Statistics Education

Shiny Apps

During the summer of 2015 I worked with Alex Damisch, a math major here at Lawrence and now a graduate student at the University of Minnesota, to develop a number of Shiny apps that could be used in introductory statistics courses. Some of the apps we developed are similar to those in Statkey, though they do not animate the selection of the bootstrap distribution, so they are not a replacement for Statkey. The rationale behind the Statkey-like apps is to help motivate students to learn R, while improving the graphics for reporting.

ProcedureParameter(s)
One-sample bootstrapmean; median; standard deviation
Two-sample bootstrapdifference in mean/median; ratio of mean/median/standard deviation
Two-sample permutation testdifference in means

The code for all of the apps can be found on github.

R Packages

lmeresampler

The lme4 and nlme packages have made fitting nested linear mixed-effects models in R quite easy. Using the the functionality of these packages we can easily use maximum likelihood or restricted maximum likelihood to fit our model and conduct inference using our parametric toolkit. In practice, the assumptions of our model are often violated to such a degree that leads to biased estimators and incorrect standard errors. In these situations, resampling methods such as the bootstrap can be used to obtain consistent estimators of the bias and standard errors for inference. lmeresampler provides an easy way to bootstrap nested linear-mixed effects models using either the parametric, residual, cases, CGR (semi-parametric), or random effects block (REB) bootstrap, for models fit using either lme4 or nlme.
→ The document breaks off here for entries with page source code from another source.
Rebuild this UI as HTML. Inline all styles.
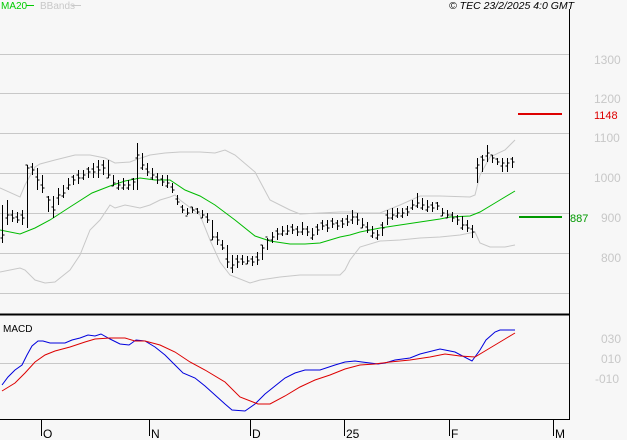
<!DOCTYPE html>
<html><head><meta charset="utf-8"><style>
html,body{margin:0;padding:0;background:#f7f7f7;}
svg{display:block;font-family:"Liberation Sans",sans-serif;}
</style></head><body>
<svg id="s" width="627" height="440" viewBox="0 0 627 440" xmlns="http://www.w3.org/2000/svg">
<rect width="627" height="440" fill="#f7f7f7"/>
<g stroke="#c8c8c8" stroke-width="1">
<line x1="0" y1="54.5" x2="569" y2="54.5"/>
<line x1="0" y1="93.5" x2="569" y2="93.5"/>
<line x1="0" y1="133.5" x2="569" y2="133.5"/>
<line x1="0" y1="173.5" x2="569" y2="173.5"/>
<line x1="0" y1="213.5" x2="569" y2="213.5"/>
<line x1="0" y1="253.5" x2="569" y2="253.5"/>
<line x1="0" y1="293.5" x2="569" y2="293.5"/>
<line x1="0" y1="363.5" x2="569" y2="363.5"/>
</g>
<g font-size="12" fill="#c8c8c8">
<text x="594" y="64">1300</text><text x="594" y="103">1200</text><text x="594" y="142">1100</text>
<text x="594" y="182">1000</text><text x="601" y="222">900</text><text x="601" y="262">800</text>
<text x="601" y="343">030</text><text x="601" y="363">010</text><text x="595" y="383">-010</text>
</g>
<line x1="518" y1="114" x2="562" y2="114" stroke="#dd0000" stroke-width="2"/>
<text x="594" y="119" font-size="11" fill="#dd0000">1148</text>
<line x1="519" y1="217" x2="562" y2="217" stroke="#009900" stroke-width="2"/>
<text x="570" y="222" font-size="11" fill="#009900">887</text>
<g fill="none" stroke="#c8c8c8" stroke-width="1">
<polyline points="0,188 20,197 25,185 35,167 40,164 55,160 75,155 90,155 105,158 115,163 130,162 135,160 150,155 165,153 180,152 200,152 215,153 225,150 235,155 255,172 270,200 290,210 300,214 320,213 340,212 352,212 360,213 380,213 400,205 420,196 440,196 470,197 475,195 480,175 490,157 505,150 515,140"/>
<polyline points="0,272 20,268 25,270 35,280 45,283 55,282 70,270 80,255 90,230 100,220 110,205 115,208 125,205 140,208 150,205 160,200 170,197 175,195 180,200 200,215 210,240 220,262 230,275 250,283 260,280 280,277 300,275 320,275 340,275 345,270 350,260 360,247 380,241 400,240 420,238 440,237 460,235 470,233 475,232 480,243 490,247 505,247 515,245"/>
</g>
<polyline fill="none" stroke="#00bb00" stroke-width="1" points="0,230 20,234 35,228 50,220 70,207 92,193 110,186 125,181 140,178 155,180 170,180 185,190 200,196 215,205 235,220 255,236 270,241 290,244 305,244 320,243 340,237 350,235 360,232 380,228 400,225 420,222 440,219 450,217 470,216 480,212 495,203 515,191"/>
<g id="bars" stroke="#000" stroke-width="1"></g>
<g fill="none" stroke-width="1">
<polyline stroke="#0000dd" points="2,385 8,377 15,370 22,365 27,355 32,346 38,341 43,341 50,343 65,343 72,340 80,338 88,335 95,336 101,334 110,339 120,344 129,345 136,340 145,341 155,347 165,355 175,365 183,373 195,378 205,386 215,395 225,404 232,410 245,411 255,404 265,394 275,386 285,378 295,373 305,370 320,370 335,365 345,362 355,361 362,362 370,363 378,364 385,363 395,360 410,358 420,354 440,349 445,350 455,352 472,361 480,350 486,340 495,332 500,330 515,330"/>
<polyline stroke="#dd0000" points="2,391 15,383 25,373 35,362 45,355 55,351 70,347 85,342 95,339 110,338 125,338 135,341 145,341 160,345 175,352 190,362 205,370 225,382 240,397 258,404 270,404 285,396 300,387 315,380 330,375 345,369 360,365 375,364 390,362 410,360 430,357 445,354 460,356 475,357 490,348 505,339 515,333"/>
</g>
<text x="3" y="332" font-size="10" fill="#000">MACD</text>
<line x1="0" y1="314.5" x2="569" y2="314.5" stroke="#000" stroke-width="2"/>
<line x1="569.5" y1="9" x2="569.5" y2="420" stroke="#000" stroke-width="1"/>
<line x1="0" y1="419.5" x2="569" y2="419.5" stroke="#000" stroke-width="1"/>
<g stroke="#000" stroke-width="1">
<line x1="41.5" y1="420" x2="41.5" y2="436"/><line x1="149.5" y1="420" x2="149.5" y2="436"/>
<line x1="250.5" y1="420" x2="250.5" y2="436"/><line x1="344.5" y1="420" x2="344.5" y2="436"/>
<line x1="449.5" y1="420" x2="449.5" y2="436"/><line x1="553.5" y1="420" x2="553.5" y2="436"/>
</g>
<g font-size="12" fill="#000">
<text x="43" y="438">O</text><text x="151" y="438">N</text><text x="252" y="438">D</text>
<text x="346" y="438">25</text><text x="451" y="438">F</text><text x="555" y="438">M</text>
</g>
<text x="1" y="9" font-size="10" fill="#00cc00">MA20</text>
<line x1="26" y1="5.5" x2="34" y2="5.5" stroke="#00cc00" stroke-width="1"/>
<text x="40" y="9" font-size="10" fill="#c8c8c8">BBands</text>
<line x1="72" y1="5.5" x2="81" y2="5.5" stroke="#c8c8c8" stroke-width="1"/>
<text x="449" y="9" font-size="10.5" font-style="italic" fill="#000">© TEC 23/2/2025 4:0 GMT</text>
</svg>
<script>
var c=[[2,235,205,243],[7,215,200,225],[12,218,210,222],[17,220,212,223],[22,218,210,225],[27,168,165,228],[32,170,163,175],[37,180,168,190],[42,188,175,193],[48,200,196,212],[53,210,196,218],[58,195,188,205],[63,193,185,198],[68,185,178,190],[73,180,175,185],[78,178,170,184],[83,175,170,180],[88,172,167,178],[93,172,163,178],[98,170,160,178],[103,168,160,175],[108,175,160,178],[113,183,175,186],[118,185,180,190],[123,185,178,190],[128,185,180,190],[133,182,178,190],[137,155,143,190],[142,165,153,170],[147,172,163,176],[152,175,168,180],[157,180,173,184],[162,182,175,186],[167,183,175,188],[172,190,183,193],[177,202,195,205],[182,210,205,213],[187,213,208,215],[192,210,207,213],[197,212,208,214],[202,215,210,218],[207,220,213,223],[212,237,220,240],[217,240,232,245],[222,248,240,250],[227,262,245,268],[232,265,255,273],[237,262,255,268],[242,262,255,265],[247,261,256,264],[252,262,256,266],[257,260,252,265],[262,248,245,260],[267,240,238,250],[272,237,232,243],[277,234,228,240],[282,231,226,236],[287,231,225,235],[292,230,224,234],[297,232,226,236],[302,229,222,235],[307,232,226,236],[312,235,228,240],[317,230,224,235],[322,226,220,230],[327,228,220,232],[332,224,218,228],[337,226,220,230],[342,224,218,228],[347,222,215,226],[352,217,210,224],[357,220,213,225],[362,225,218,228],[367,230,222,233],[372,233,226,238],[377,235,230,240],[382,228,222,236],[387,218,210,225],[392,215,208,220],[397,213,208,218],[402,213,208,218],[407,212,206,216],[412,205,200,210],[417,203,193,208],[422,205,198,210],[427,207,200,212],[432,208,202,212],[437,206,202,210],[442,213,208,216],[447,215,210,218],[452,218,212,222],[457,220,215,225],[462,225,216,230],[467,228,220,232],[472,232,225,238],[477,165,158,183],[482,160,155,172],[487,153,145,162],[492,158,155,163],[497,162,158,165],[502,163,158,172],[507,163,158,172],[512,162,157,168]];
var g=document.getElementById('bars'),ns='http://www.w3.org/2000/svg',h='';
c.forEach(function(b){var x=b[0]+.5;h+='<line x1="'+x+'" y1="'+b[2]+'" x2="'+x+'" y2="'+b[3]+'"/>';var o=(b[1]+ (b[1]%2?3:-3));h+='<line x1="'+(x-2)+'" y1="'+o+'" x2="'+x+'" y2="'+o+'"/><line x1="'+x+'" y1="'+b[1]+'" x2="'+(x+2)+'" y2="'+b[1]+'"/>';});
g.innerHTML=h;
</script>
</body></html>
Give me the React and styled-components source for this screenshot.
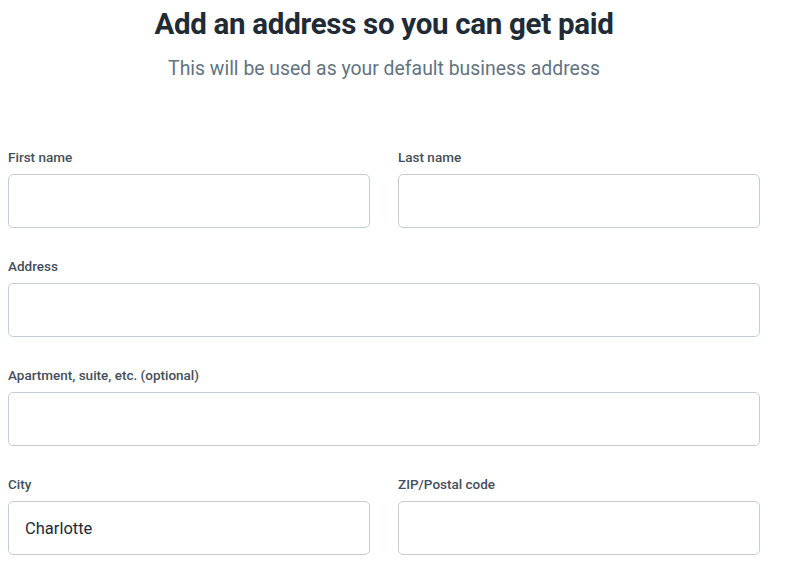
import React from "react";
import styled, { createGlobalStyle } from "styled-components";

const Global = createGlobalStyle`
  body {
    margin: 8px;
    background: #ffffff;
    font-family: Roboto, "Liberation Sans", Arial, sans-serif;
    color: #212b36;
  }
`;

const Page = styled.div`
  width: 752px;
`;

const Header = styled.header`
  text-align: center;
  margin-bottom: 70px;
`;

const Title = styled.h1`
  margin: 0;
  font-size: 29.5px;
  line-height: 32px;
  font-weight: 700;
  color: #212b36;
  letter-spacing: -0.3px;
`;

const Subtitle = styled.p`
  margin: 17px 0 0;
  font-size: 19.4px;
  line-height: 24px;
  font-weight: 400;
  color: #637381;
`;

const Form = styled.form`
  display: grid;
  grid-template-columns: 1fr 1fr;
  column-gap: 28px;
  row-gap: 31px;
  margin-top: -1px;
`;

const Field = styled.div`
  display: flex;
  flex-direction: column;
  gap: 9px;
  grid-column: ${(p) => (p.$full ? "1 / -1" : "auto")};
`;

const Label = styled.label`
  font-size: 13.5px;
  line-height: 15px;
  font-weight: 500;
  color: #454f5b;
`;

const Input = styled.input`
  box-sizing: border-box;
  height: 54px;
  width: 100%;
  padding: 0 16px;
  border: 1px solid #c4cdd5;
  border-radius: 5px;
  background: #fff;
  font-family: Roboto, "Liberation Sans", Arial, sans-serif;
  font-size: 16.5px;
  font-weight: 400;
  color: #212b36;
  outline: none;
`;

const fields = [
  { id: "first", label: "First name" },
  { id: "last", label: "Last name" },
  { id: "address", label: "Address", full: true },
  { id: "apt", label: "Apartment, suite, etc. (optional)", full: true },
  { id: "city", label: "City", value: "Charlotte" },
  { id: "zip", label: "ZIP/Postal code" },
];

export default function App() {
  return (
    <Page>
      <Global />
      <Header>
        <Title>Add an address so you can get paid</Title>
        <Subtitle>This will be used as your default business address</Subtitle>
      </Header>
      <Form>
        {fields.map((f) => (
          <Field key={f.id} $full={f.full}>
            <Label htmlFor={f.id}>{f.label}</Label>
            <Input id={f.id} defaultValue={f.value || ""} />
          </Field>
        ))}
      </Form>
    </Page>
  );
}
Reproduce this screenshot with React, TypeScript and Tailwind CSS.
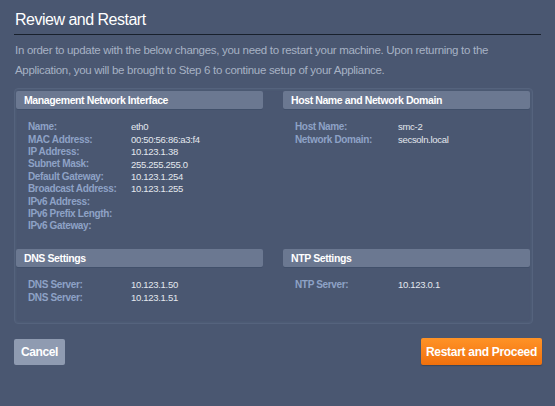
import React from "react";

type Row = [string, string];

const mgmt: Row[] = [
  ["Name:", "eth0"],
  ["MAC Address:", "00:50:56:86:a3:f4"],
  ["IP Address:", "10.123.1.38"],
  ["Subnet Mask:", "255.255.255.0"],
  ["Default Gateway:", "10.123.1.254"],
  ["Broadcast Address:", "10.123.1.255"],
  ["IPv6 Address:", ""],
  ["IPv6 Prefix Length:", ""],
  ["IPv6 Gateway:", ""],
];

const host: Row[] = [
  ["Host Name:", "smc-2"],
  ["Network Domain:", "secsoln.local"],
];

const dns: Row[] = [
  ["DNS Server:", "10.123.1.50"],
  ["DNS Server:", "10.123.1.51"],
];

const ntp: Row[] = [["NTP Server:", "10.123.0.1"]];

function Section({ title, rows }: { title: string; rows: Row[] }) {
  return (
    <div>
      <div className="h-[18px] rounded-[2px] bg-[#6b7891] pl-2 text-[10.5px] font-bold leading-[18px] tracking-[-0.4px] text-white shadow-[0_1px_0_#41506a]">
        {title}
      </div>
      <div className="pl-3 pt-[12px]">
        {rows.map(([label, value], i) => (
          <div key={i} className="flex h-[12.4px] items-center leading-none">
            <span className="w-[103px] shrink-0 text-[10px] font-bold tracking-[-0.35px] text-[#8ea2c6]">{label}</span>
            <span className="text-[9.5px] tracking-[-0.3px] text-[#e3e7ee]">{value}</span>
          </div>
        ))}
      </div>
    </div>
  );
}

export default function App() {
  return (
    <div
      className="h-[406px] w-[555px] overflow-hidden bg-[#4a5771]"
      style={{ fontFamily: '"Liberation Sans", Arial, sans-serif' }}
    >
      <div className="px-[14px] pt-[9px]">
        {/* Heading */}
        <h1 className="border-b border-[#18202c] pb-[3px] pl-[1px] text-[16px] leading-[22px] tracking-[-0.5px] text-white">
          Review and Restart
        </h1>
        <p className="mt-[5px] pl-[1px] text-[11.5px] leading-[20px] tracking-[-0.3px] text-[#a7b2c4]">
          In order to update with the below changes, you need to restart your machine. Upon returning to the
          Application, you will be brought to Step 6 to continue setup of your Appliance.
        </p>

        {/* Summary panel */}
        <div className="mt-[8px] mr-[8px] h-[236px] rounded-[4px] border border-[#55637d] pt-[2px] pl-[1px] pr-[2px] shadow-[inset_0_0_3px_#56647e]">
          <div className="grid grid-cols-2 gap-x-[20px]">
            <div className="h-[158px]">
              <Section title="Management Network Interface" rows={mgmt} />
            </div>
            <div className="h-[158px]">
              <Section title="Host Name and Network Domain" rows={host} />
            </div>
            <Section title="DNS Settings" rows={dns} />
            <Section title="NTP Settings" rows={ntp} />
          </div>
        </div>

        {/* Actions */}
        <div className="mt-[14px] flex items-center justify-between">
          <button className="h-[26px] w-[51px] rounded-[2px] bg-[#8f9bb1] text-[12px] font-bold tracking-[-0.4px] text-white">
            Cancel
          </button>
          <button className="mr-[-1px] h-[27px] w-[121px] rounded-[2px] bg-gradient-to-b from-[#ff9326] to-[#f0700c] text-[12px] font-bold tracking-[-0.3px] text-white shadow-[0_1px_1px_#3a4558]">
            Restart and Proceed
          </button>
        </div>
      </div>
    </div>
  );
}
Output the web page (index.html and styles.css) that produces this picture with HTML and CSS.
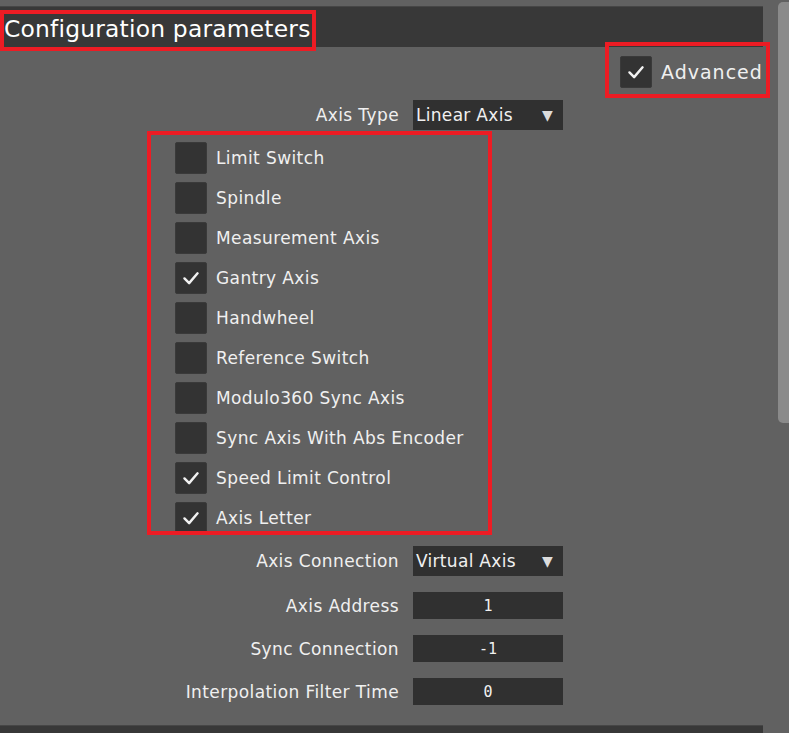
FILE: index.html
```html
<!DOCTYPE html>
<html>
<head>
<meta charset="utf-8">
<link rel="stylesheet" href="styles.css">
</head>
<body>
<div class="page">
  <div class="main">
    <div class="header"><span class="title">Configuration parameters</span></div>
    <div class="adv-row">
      <span class="cb checked"><svg viewBox="0 0 32 32" width="32" height="32"><path d="M9 16.5 L14 21.5 L23 11" fill="none" stroke="#f2f2f2" stroke-width="2.6" stroke-linecap="round" stroke-linejoin="round"/></svg></span>
      <span class="adv-label">Advanced</span>
    </div>
    <div class="field first">
      <span class="label">Axis Type</span>
      <span class="select"><span>Linear Axis</span><span class="arrow">▼</span></span>
    </div>
    <div class="checks">
      <div class="check"><span class="cb"></span><span>Limit Switch</span></div>
      <div class="check"><span class="cb"></span><span>Spindle</span></div>
      <div class="check"><span class="cb"></span><span>Measurement Axis</span></div>
      <div class="check"><span class="cb checked"><svg viewBox="0 0 32 32" width="32" height="32"><path d="M9 16.5 L14 21.5 L23 11" fill="none" stroke="#f2f2f2" stroke-width="2.6" stroke-linecap="round" stroke-linejoin="round"/></svg></span><span>Gantry Axis</span></div>
      <div class="check"><span class="cb"></span><span>Handwheel</span></div>
      <div class="check"><span class="cb"></span><span>Reference Switch</span></div>
      <div class="check"><span class="cb"></span><span>Modulo360 Sync Axis</span></div>
      <div class="check"><span class="cb"></span><span>Sync Axis With Abs Encoder</span></div>
      <div class="check"><span class="cb checked"><svg viewBox="0 0 32 32" width="32" height="32"><path d="M9 16.5 L14 21.5 L23 11" fill="none" stroke="#f2f2f2" stroke-width="2.6" stroke-linecap="round" stroke-linejoin="round"/></svg></span><span>Speed Limit Control</span></div>
      <div class="check"><span class="cb checked"><svg viewBox="0 0 32 32" width="32" height="32"><path d="M9 16.5 L14 21.5 L23 11" fill="none" stroke="#f2f2f2" stroke-width="2.6" stroke-linecap="round" stroke-linejoin="round"/></svg></span><span>Axis Letter</span></div>
    </div>
    <div class="field conn">
      <span class="label">Axis Connection</span>
      <span class="select"><span>Virtual Axis</span><span class="arrow">▼</span></span>
    </div>
    <div class="field num">
      <span class="label">Axis Address</span>
      <span class="input">1</span>
    </div>
    <div class="field num">
      <span class="label">Sync Connection</span>
      <span class="input">-1</span>
    </div>
    <div class="field num">
      <span class="label">Interpolation Filter Time</span>
      <span class="input">0</span>
    </div>
    <div class="footer"></div>
    <div class="mark mark-title"></div>
    <div class="mark mark-adv"></div>
    <div class="mark mark-checks"></div>
  </div>
  <div class="scroll"><div class="thumb"></div></div>
</div>
</body>
</html>
```
FILE: styles.css
```css
html, body {
  margin: 0;
  padding: 0;
  background: #616161;
  overflow: hidden;
}
body {
  font-family: "DejaVu Sans", sans-serif;
  color: #f0f0f0;
}
.page {
  display: flex;
  width: 789px;
  height: 733px;
  overflow: hidden;
}
.main {
  position: relative;
  width: 763px;
  flex: none;
}
.header {
  margin-top: 6px;
  height: 41px;
  background: #383838;
  border-top: 1px solid #464646;
  box-sizing: border-box;
  display: flex;
  align-items: center;
  padding-left: 4px;
}
.title {
  font-size: 23.4px;
  letter-spacing: 0.2px;
  color: #ffffff;
  margin-top: 4px;
}
.adv-row {
  display: flex;
  align-items: center;
  padding-left: 620px;
  margin-top: 9px;
  gap: 9px;
  height: 32px;
}
.adv-label {
  font-size: 19px;
  letter-spacing: 1px;
}
.cb {
  width: 32px;
  height: 32px;
  flex: none;
  box-sizing: border-box;
  background: #333333;
  border: 1px solid #3a3a3a;
  border-radius: 2px;
  display: flex;
  align-items: center;
  justify-content: center;
}
.cb svg {
  display: block;
}
.field {
  display: grid;
  grid-template-columns: 399px 150px;
  column-gap: 14px;
  align-items: center;
}
.field.first {
  margin-top: 12px;
}
.label {
  text-align: right;
  font-size: 17px;
  letter-spacing: 0.4px;
}
.select {
  height: 30px;
  background: #303030;
  display: flex;
  align-items: center;
  justify-content: space-between;
  padding: 0 10px 0 3px;
  font-size: 17px;
  letter-spacing: 0.3px;
}
.arrow {
  font-size: 14px;
  color: #dcdcdc;
}
.checks {
  display: flex;
  flex-direction: column;
  gap: 8px;
  padding-left: 175px;
  margin-top: 12px;
}
.check {
  display: flex;
  align-items: center;
  gap: 9px;
  height: 32px;
  font-size: 17px;
  letter-spacing: 0.4px;
}
.field.conn {
  margin-top: 12px;
}
.field.num {
  margin-top: 16px;
}
.input {
  height: 27px;
  background: #303030;
  display: flex;
  align-items: center;
  justify-content: center;
  font-family: "DejaVu Sans Mono", monospace;
  font-size: 15px;
}
.footer {
  margin-top: 20px;
  height: 10px;
  background: #383838;
  border-top: 1px solid #464646;
}
.mark {
  position: absolute;
  border: 4px solid #ed1c24;
  box-sizing: border-box;
}
.mark-title {
  left: 0;
  top: 10px;
  width: 316px;
  height: 41px;
}
.mark-adv {
  left: 605px;
  top: 42px;
  width: 165px;
  height: 56px;
}
.mark-checks {
  left: 147px;
  top: 131px;
  width: 345px;
  height: 404px;
}
.scroll {
  flex: 1;
  padding-left: 15px;
  padding-top: 2px;
}
.thumb {
  width: 11px;
  height: 421px;
  background: #8a8a8a;
  border-radius: 5px 0 0 5px;
}
```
The output from lmeresampler is compatible with the boot package.

The stable release of lmeresampler is available on CRAN.

lmeresampler is still under development. You can watch the development of the lmeresampler on github.

HLMdiag

Up to now diagnostics for mixed and hierarchical models have required much programming by the analyst, especially if one desires influence diagnostics. To help fill this need, the R package HLMdiag:

  • Provides convenience functions for residual analysis.
    • Allows the analyst to obtain residuals estimated by least squares (LS) or empirical Bayes (EB).
    • Allows the analyst to obtain different residual quantities (e.g. marginal, conditional, BLUPs for the two-level model).
  • Implements influence analysis.
    • Leverage
    • Deletion diagnostics — Cook’s distance, MDFFITS, covariance ratio & trace

The stable release of HLMdiag is available on CRAN.

HLMdiag is still under development and there are still improvements to be made! You can watch the development of the HLMdiag package on github.